I play on indoor hard courts in the fall and winter, and outdoor Har-Tru clay courts during the spring and summer months. I’ve been using the same pair of all-court shoes for both surfaces, but someone recently told me I’d be better off using clay-court specific shoes this time of year. What makes a shoe more suited to clay versus hard courts?—Jake E.
The major difference between hard and clay-court shoes is primarily their outsoles. And more specifically, the tread on the outsole. The upper on the clay version of a particular model may be less porous—to prevent the tiny particles from getting inside the shoe—than the all or hard-court model. There may also be very subtle differences in materials used to provide extra padding, support and durability for the shoe intended to be used on hard courts. But if a shoe is offered in both hard and clay court varieties, the outsole generally draws the distinction.
A clay outsole will typically have a tight, herringbone pattern (above). This promotes better traction and smoother sliding on the loose surface. Hard court outsoles usually have less and thicker tread to resist wear, as well as allow for swifter changes of directions. Shoes that purport to be all-court shoes (right) will often have a modified outsole that has a tighter tread on the lateral/outer side to help with sliding on clay, with less tread and thicker rubber on the medial/inner side and high abrasion areas to promote greater durability.

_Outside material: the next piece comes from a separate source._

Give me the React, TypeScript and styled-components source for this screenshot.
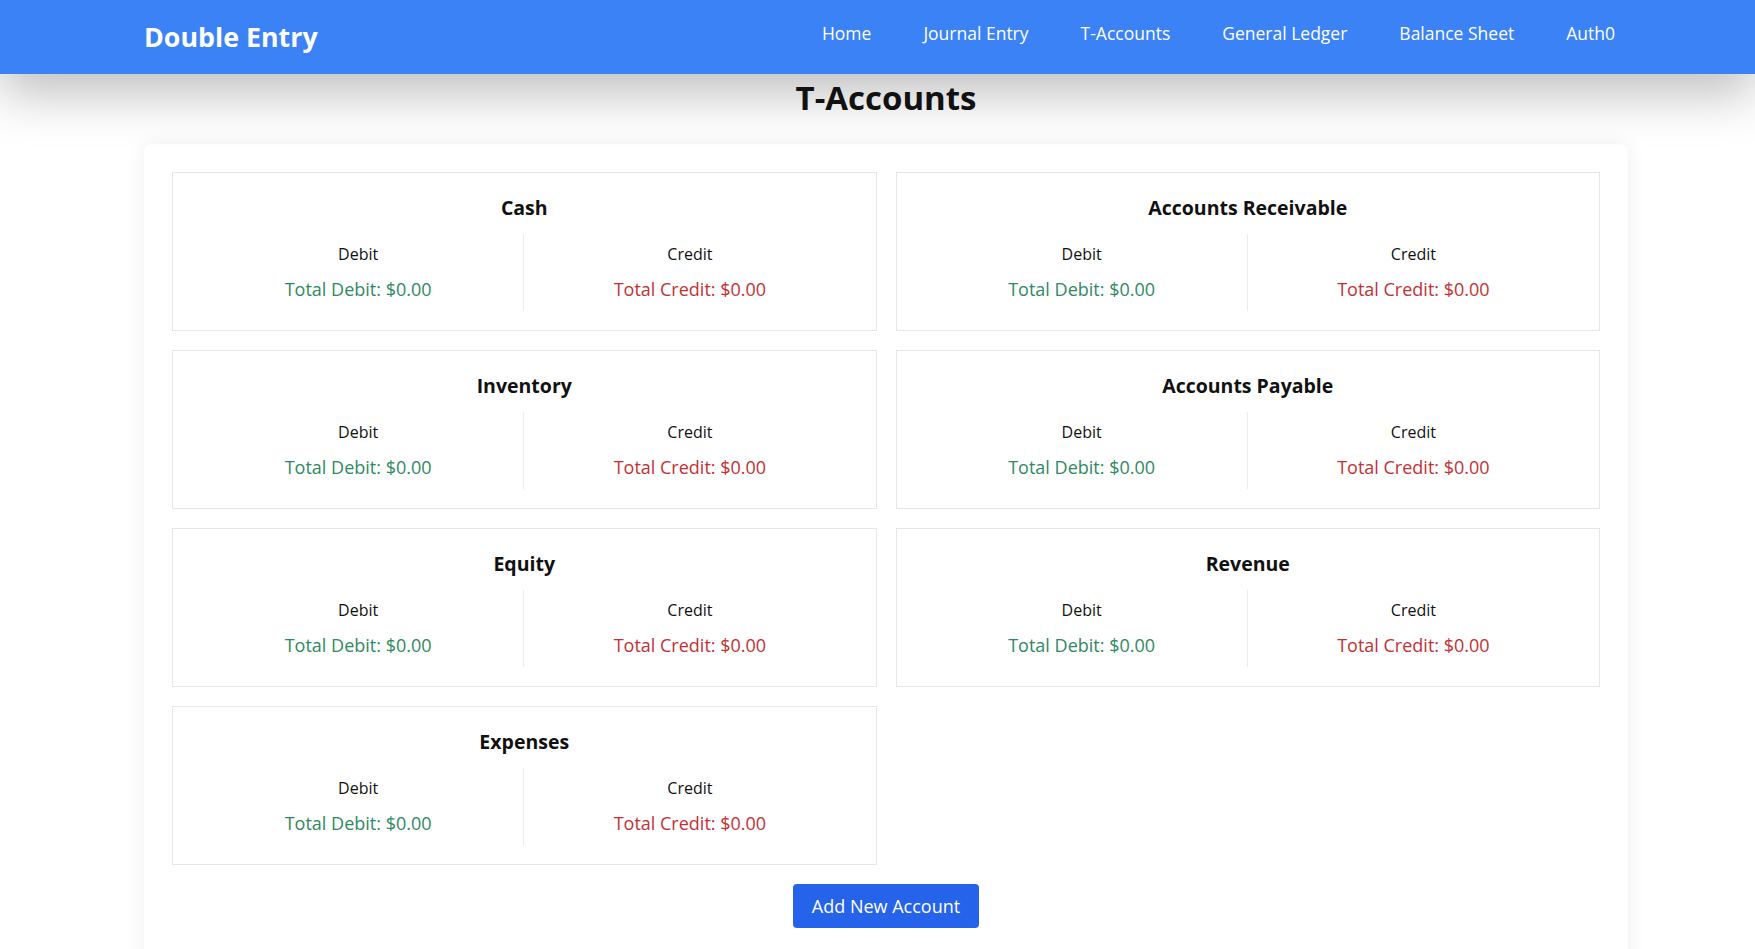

Can you play effectively with a hard-court shoe on a clay court?
Absolutely. Especially if it’s well-kept with a good amount of clay and moisture. But where clay-court shoes become handy is when the court is overly dry, or lacks enough clay. Those courts tend to be trickier to navigate—even slippery—and the extra tread can prove an asset for surer footing.
On the other hand, it doesn’t make much sense to use a clay-court shoe on a hard court. If it’s a gritty hard court, the extra tread could actually cause some sticking issues when changing directions. Plus, the outsole will degrade quicker and it’s unusual to find a clay-court shoe with a warranty.
So, if you can swing the expense, having shoes for both hard and clay courts is a worthwhile luxury.